Il Guardian, in un suo rapporto, rivela che nel 2019 sono state rilasciate nell’ambiente circa 13,3 quadrilioni di microfribe, rilasciate dai tessuti. Tutti i tessuti infatti rilasciano delle minuscole particelle del materiale di cui sono composte, sia durante il lavaggio che quando le indossiamo. In particolare quello che si sta trasformando in un vero problema ambientale sono le microfibre dei tessuti sintetici, sostanzialmente infatti si tratta di microplastiche.
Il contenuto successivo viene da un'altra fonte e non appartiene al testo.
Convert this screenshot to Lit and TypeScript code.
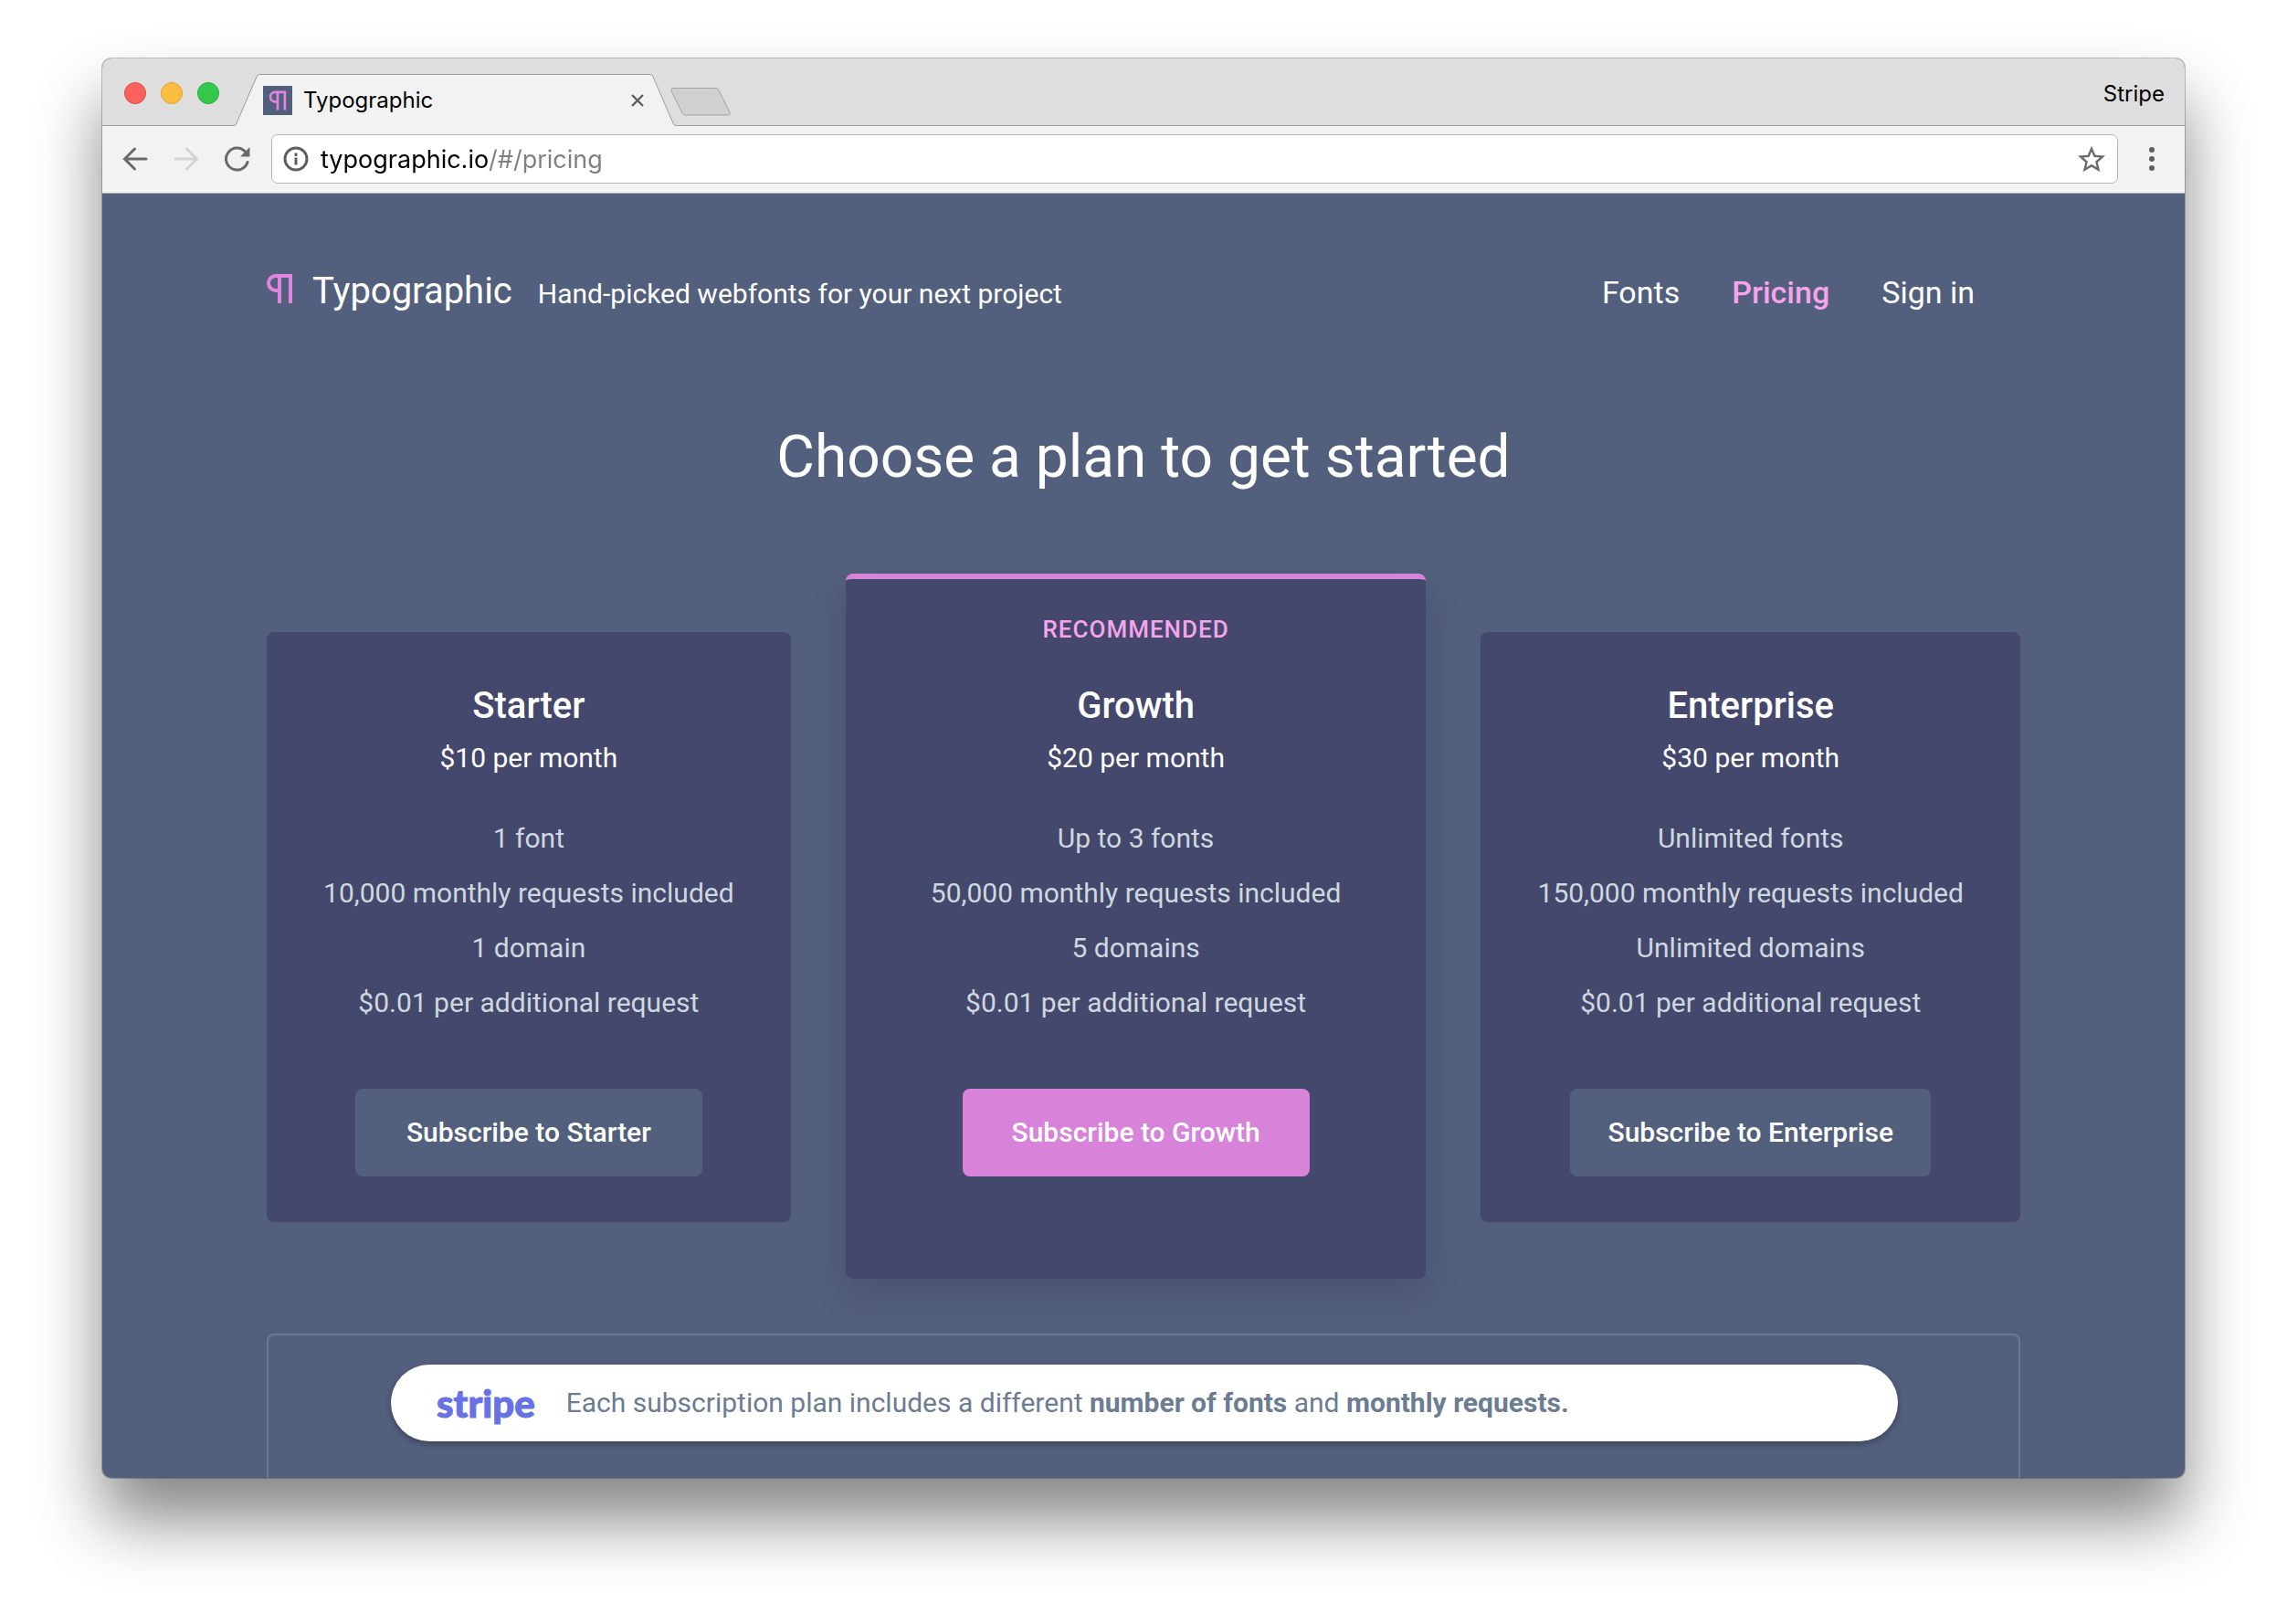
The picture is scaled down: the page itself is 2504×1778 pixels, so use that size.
import { LitElement, html, css, svg } from 'lit';
import { customElement, property } from 'lit/decorators.js';

interface Plan {
  name: string;
  price: string;
  features: string[];
  recommended?: boolean;
}

const PLANS: Plan[] = [
  {
    name: 'Starter',
    price: '$10 per month',
    features: ['1 font', '10,000 monthly requests included', '1 domain', '$0.01 per additional request'],
  },
  {
    name: 'Growth',
    price: '$20 per month',
    features: ['Up to 3 fonts', '50,000 monthly requests included', '5 domains', '$0.01 per additional request'],
    recommended: true,
  },
  {
    name: 'Enterprise',
    price: '$30 per month',
    features: ['Unlimited fonts', '150,000 monthly requests included', 'Unlimited domains', '$0.01 per additional request'],
  },
];

const pilcrow = svg`<path d="M28 2H10a8 8 0 0 0 0 16h4M14 2v30M26 2v30" fill="none" stroke="currentColor" stroke-width="4"/>`;

/** The browser's tab strip and toolbar. */
@customElement('browser-chrome')
export class BrowserChrome extends LitElement {
  static styles = css`
    :host {
      display: block;
      font-family: Inter, 'Liberation Sans', sans-serif;
      color: #000;
    }
    button {
      display: block;
      padding: 0;
      border: 0;
      background: none;
      color: #5f5f5f;
      cursor: pointer;
    }
    svg {
      display: block;
    }
    .strip {
      display: flex;
      align-items: center;
      box-sizing: border-box;
      min-height: 74px;
      padding: 2px 22px 0 24px;
      background: #dedede;
      border-bottom: 1px solid #9b9b9b;
    }
    .lights {
      display: flex;
      gap: 16px;
      margin-right: 16px;
    }
    .light {
      width: 24px;
      height: 24px;
      border-radius: 50%;
      border: 1px solid #e0443e;
      background: #fc615d;
    }
    .light.min {
      border-color: #dea034;
      background: #fdbd40;
    }
    .light.max {
      border-color: #27aa35;
      background: #34c84a;
    }
    .tab {
      position: relative;
      display: flex;
      align-items: center;
      align-self: flex-end;
      gap: 12px;
      box-sizing: border-box;
      width: 484px;
      height: 57px;
      margin-bottom: -1px;
      padding: 0 34px 0 32px;
    }
    .tab-shape {
      position: absolute;
      inset: 0;
      width: 100%;
      height: 100%;
    }
    .favicon {
      position: relative;
      flex: none;
      width: 32px;
      height: 32px;
      background: #525f7d;
      color: #e085e0;
    }
    .title {
      position: relative;
      flex: 1;
      font-size: 24px;
      line-height: 30px;
    }
    .close {
      position: relative;
    }
    .new-tab {
      align-self: flex-end;
      margin: 0 auto 10px -6px;
    }
    .profile {
      padding-top: 3px;
      font-size: 24px;
      line-height: 30px;
      color: #000;
      font-family: inherit;
    }
    .toolbar {
      display: flex;
      align-items: center;
      gap: 28px;
      padding: 9px 22px 10px;
      background: #f2f2f2;
      border-bottom: 1px solid #aeaeae;
    }
    .address {
      display: flex;
      flex: 1;
      align-items: center;
      gap: 12px;
      box-sizing: border-box;
      height: 54px;
      margin: 0 -5px;
      padding: 0 13px 0 12px;
      border: 1px solid #b4b4b4;
      border-radius: 7px;
      background: #fff;
    }
    .url {
      flex: 1;
      min-width: 0;
      padding: 2px 0 0 1px;
      border: 0;
      outline: 0;
      font: 27px/40px Inter, 'Liberation Sans', sans-serif;
      color: transparent;
      background: linear-gradient(to right, #000 185px, #7f7f7f 185px);
      -webkit-background-clip: text;
      background-clip: text;
    }
    .dim {
      color: #d4d4d4;
    }
  `;

  render() {
    return html`
      <div class="strip">
        <div class="lights">
          <button class="light" aria-label="Close window"></button>
          <button class="light min" aria-label="Minimize window"></button>
          <button class="light max" aria-label="Zoom window"></button>
        </div>
        <div class="tab">
          <svg class="tab-shape" viewBox="0 0 484 57" preserveAspectRatio="none" aria-hidden="true">
            <path d="M0 57v-.5q2 0 3-2.500L25 3Q26 .5 28 .5H456Q458 .5 459 3L481 54q1 2.500 3 2.500v.5z" fill="#f2f2f2" />
            <path d="M0 56.500q2 0 3-2.500L25 3Q26 .5 28 .5H456Q458 .5 459 3L481 54q1 2.500 3 2.500" fill="none" stroke="#9b9b9b" />
          </svg>
          <svg class="favicon" viewBox="0 0 32 32" aria-hidden="true">
            <g transform="translate(6.700 5.500) scale(.66)">${pilcrow}</g>
          </svg>
          <span class="title">Typographic</span>
          <button class="close" aria-label="Close tab">
            <svg width="16" height="16" viewBox="0 0 16 16"><path d="M2 2l12 12M14 2L2 14" stroke="currentColor" stroke-width="2.400" /></svg>
          </button>
        </div>
        <button class="new-tab" aria-label="New tab">
          <svg width="66" height="31" viewBox="0 0 66 31">
            <path d="M3 .5H49q3 0 4 2.500L65 27q1 3-2 3H17q-3 0-4-2.500L1 3.500Q0 .5 3 .5z" fill="#d0d0d0" stroke="#a3a3a3" />
          </svg>
        </button>
        <button class="profile">Stripe</button>
      </div>
      <div class="toolbar">
        <button aria-label="Back">
          <svg width="28" height="28" viewBox="0 0 28 28" fill="none" stroke="#6a6a6a" stroke-width="3" stroke-linecap="round">
            <path d="M3 14H26M13.500 3L2.500 14l11 11" />
          </svg>
        </button>
        <button class="dim" aria-label="Forward">
          <svg width="28" height="28" viewBox="0 0 28 28" fill="none" stroke="currentColor" stroke-width="3" stroke-linecap="round">
            <path d="M25 14H2M14.500 3l11 11-11 11" />
          </svg>
        </button>
        <button aria-label="Reload">
          <svg width="28" height="28" viewBox="0 0 28 28" fill="none">
            <path d="M25 17.500A12 12 0 1 1 22 5.500" stroke="#6a6a6a" stroke-width="3" stroke-linecap="round" />
            <path d="M17 11.500H27.500V1z" fill="#6a6a6a" />
          </svg>
        </button>
        <div class="address">
          <svg width="28" height="28" viewBox="0 0 28 28" fill="none" stroke="#5f5f5f" stroke-width="3" aria-hidden="true">
            <circle cx="14" cy="14" r="12" />
            <path d="M14 7.500v3.500M14 12.500v8" />
          </svg>
          <input class="url" type="text" aria-label="Address" spellcheck="false" value="typographic.io/#/pricing" />
          <button aria-label="Bookmark this page">
            <svg width="30" height="30" viewBox="2 1.500 20 20">
              <path fill="#6a6a6a" d="M22 9.240l-7.190-.62L12 2 9.190 8.630 2 9.240l5.460 4.730L5.820 21 12 17.270 18.180 21l-1.630-7.030L22 9.240zM12 15.400l-3.760 2.270 1-4.280-3.320-2.880 4.380-.38L12 6.100l1.710 4.040 4.380.38-3.320 2.880 1 4.280L12 15.400z" />
            </svg>
          </button>
        </div>
        <button aria-label="Menu">
          <svg width="28" height="28" viewBox="0 0 28 28" fill="currentColor">
            <circle cx="14" cy="4" r="3" /><circle cx="14" cy="14" r="3" /><circle cx="14" cy="24" r="3" />
          </svg>
        </button>
      </div>
    `;
  }
}

@customElement('plan-card')
export class PlanCard extends LitElement {
  @property({ attribute: false }) plan!: Plan;

  static styles = css`
    :host {
      display: block;
    }
    .card {
      display: flex;
      flex-direction: column;
      align-items: center;
      padding: 53px 60px 50px;
      border-radius: 8px;
      background: #43486c;
      color: #fff;
      text-align: center;
    }
    .card.recommended {
      padding: 40px 91px 112px;
      border-top: 6px solid #d683d9;
      box-shadow: 0 16px 40px rgba(0, 0, 0, 0.12);
    }
    .badge {
      margin: 0 0 41px;
      font-size: 26px;
      font-weight: 500;
      line-height: 30px;
      letter-spacing: 1px;
      text-transform: uppercase;
      color: #f6a4eb;
    }
    .name {
      margin: 0;
      font-size: 40px;
      font-weight: 500;
      line-height: 56px;
    }
    .price {
      margin: 0 0 29px;
      line-height: 58px;
    }
    .features {
      margin: 0 0 64px;
      padding: 0;
      list-style: none;
      line-height: 60px;
      color: #cfd7df;
    }
    .subscribe {
      min-width: 380px;
      min-height: 96px;
      padding: 0 41px;
      border: 0;
      border-radius: 8px;
      background: #525f7d;
      color: #fff;
      font: inherit;
      font-weight: 500;
      cursor: pointer;
    }
    .recommended .subscribe {
      background: #d683d9;
    }
  `;

  render() {
    const { name, price, features, recommended } = this.plan;
    return html`
      <article class="card ${recommended ? 'recommended' : ''}">
        ${recommended ? html`<p class="badge">Recommended</p>` : ''}
        <h2 class="name">${name}</h2>
        <p class="price">${price}</p>
        <ul class="features">
          ${features.map((f) => html`<li>${f}</li>`)}
        </ul>
        <button class="subscribe">Subscribe to ${name}</button>
      </article>
    `;
  }
}

@customElement('app-root')
export class AppRoot extends LitElement {
  static styles = css`
    :host {
      display: block;
      box-sizing: border-box;
      min-height: 100vh;
      padding: 64px 112px 160px;
      background: #fff;
      font: 30px/40px Roboto, 'Liberation Sans', sans-serif;
    }
    .window {
      overflow: hidden;
      border-radius: 10px;
      background: #525f7d;
      box-shadow: 0 0 0 1px rgba(0, 0, 0, 0.24), 0 46px 72px rgba(0, 0, 0, 0.48);
    }
    .page {
      padding: 83px 180px 0;
      color: #fff;
    }
    .header {
      display: flex;
      align-items: baseline;
      padding-right: 50px;
      margin-bottom: 118px;
    }
    a {
      color: inherit;
      text-decoration: none;
    }
    .brand {
      display: flex;
      align-items: baseline;
      gap: 22px;
      margin-right: 28px;
      font-size: 40px;
      line-height: 48px;
    }
    .mark {
      color: #e085e0;
    }
    .tagline {
      margin: 0;
    }
    .nav {
      display: flex;
      gap: 57px;
      margin-left: auto;
      font-size: 34px;
    }
    .nav .active {
      font-weight: 500;
      color: #f6a4eb;
    }
    .heading {
      margin: 0 0 87px;
      font-size: 64px;
      font-weight: 400;
      line-height: 80px;
      text-align: center;
    }
    .plans {
      display: flex;
      align-items: flex-start;
      gap: 60px;
      margin-bottom: 60px;
    }
    .plan {
      flex: 1 1 auto;
      margin-top: 64px;
    }
    .plan.raised {
      margin-top: 0;
    }
    .panel {
      padding: 32px 132px 40px 134px;
      border: 2px solid #6b7a94;
      border-bottom: 0;
      border-radius: 8px 8px 0 0;
    }
    .note {
      display: flex;
      align-items: center;
      gap: 34px;
      min-height: 84px;
      padding: 0 50px;
      border-radius: 42px;
      background: #fff;
      box-shadow: 0 3px 6px rgba(0, 0, 0, 0.28);
      color: #6b7c93;
    }
    .note p {
      margin: 0;
    }
    .note b {
      font-weight: 700;
    }
    .stripe {
      color: #6772e5;
      font: 900 42px/48px Lato, 'Open Sans', sans-serif;
      -webkit-text-stroke: 1px #6772e5;
    }
  `;

  render() {
    return html`
      <div class="window">
        <browser-chrome></browser-chrome>
        <main class="page">
          <header class="header">
            <a class="brand" href="#/">
              <svg class="mark" width="28" height="32" viewBox="0 0 28 32" aria-hidden="true">${pilcrow}</svg>
              <span>Typographic</span>
            </a>
            <p class="tagline">Hand-picked webfonts for your next project</p>
            <nav class="nav">
              <a href="#/fonts">Fonts</a>
              <a class="active" href="#/pricing" aria-current="page">Pricing</a>
              <a href="#/signin">Sign in</a>
            </nav>
          </header>
          <h1 class="heading">Choose a plan to get started</h1>
          <section class="plans">
            ${PLANS.map((p) => html`<plan-card class="plan ${p.recommended ? 'raised' : ''}" .plan=${p}></plan-card>`)}
          </section>
          <section class="panel">
            <div class="note">
              <span class="stripe">stripe</span>
              <p>Each subscription plan includes a different <b>number of fonts</b> and <b>monthly requests.</b></p>
            </div>
          </section>
        </main>
      </div>
    `;
  }
}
Le microfibre plastiche infatti costituiscono il 90% dell’inquinamento microplastico nell’Oceano Atlantico e sono facilmente ingerite dai minuscoli pesci e dal plancton che supportano l’intero ecosistema marino. La maggior parte delle microfibre plastiche arrivano nei mari e negli oceani soprattutto tramite le acque reflue dei paesi sviluppati.
I vestiti infatti rilasciano la maggior parte delle microfibre durante il lavaggio in lavatrice e molte di queste fibre sfuggono ai filtri, finendo infine nei corsi d’acqua e negli oceani e anche nei rubinetti delle nostre case, nella pioggia e nell’aria.
Secondo il dott. Brian Hunt, oceanografo e biologico dell’Università della British Columbia dovremmo cercare di evitare di usare indumenti e tessuti in poliestere “per ridurre le microplastiche nell’oceano. Diminuire la domanda di materiali sintetici ne ridurrebbe la produzione.”
Ma il problema principale non è solo nel tipo di tessuto. Ci sono infatti tessuti che richiedono lavaggi meno frequenti o fibre più naturali. Ma anche queste possono avere il loro risvolto negativo sull’ambiente. I tessuti naturali infarti potrebbero contenere sostanze chimiche derivate dalla loro produzione industriale, che potrebbero risultare anch’essi inquinanti per gli oceani.
Secondo Hunt infatti, il problema principale è legato all’esagerata quantità di abbigliamento che produciamo e acquistiamo. L’introduzione sul mercato di indumenti a buon mercato, spesso sintetici, ci ha infatti portato ad acquistare più del necessario, eccedendo spesso nel superfluo.
Per Hunt un principio della soluzione potrebbe essere rappresentato dall’implementazione da parte delle aziende di pratiche sostenibili lungo le loro catene di approvvigionamento, incluso lo sviluppo e l’utilizzo di tessuti sostenibili che non emettano microplastiche nell’ambiente.
Dal canto loro invece, i consumatori dovrebbero iniziare ad impegnarsi a moderare e ponderare gli acquisti, oltre che cercare di riusare, rivendere o donare i vestiti usati, magari acquistare nei negozi di articoli vintage. Sarebbe inoltre opportuno cercare di lavare meno frequentemente i nostri indumenti e prediligendo lavaggi brevi e con acqua fredda.
Con lo sforzo e l’innovazione, l’inquinamento da microfibra, tra gli altri mali ambientali causati dall’industria della moda in generale, può essere ridotto. Ogni volta che stiamo per acquistare un nuovo capo d’abbigliamento, dovremmo pensare a quei quadrilioni di fibre di microplastica che stanno avvelenando il nostro ambiente.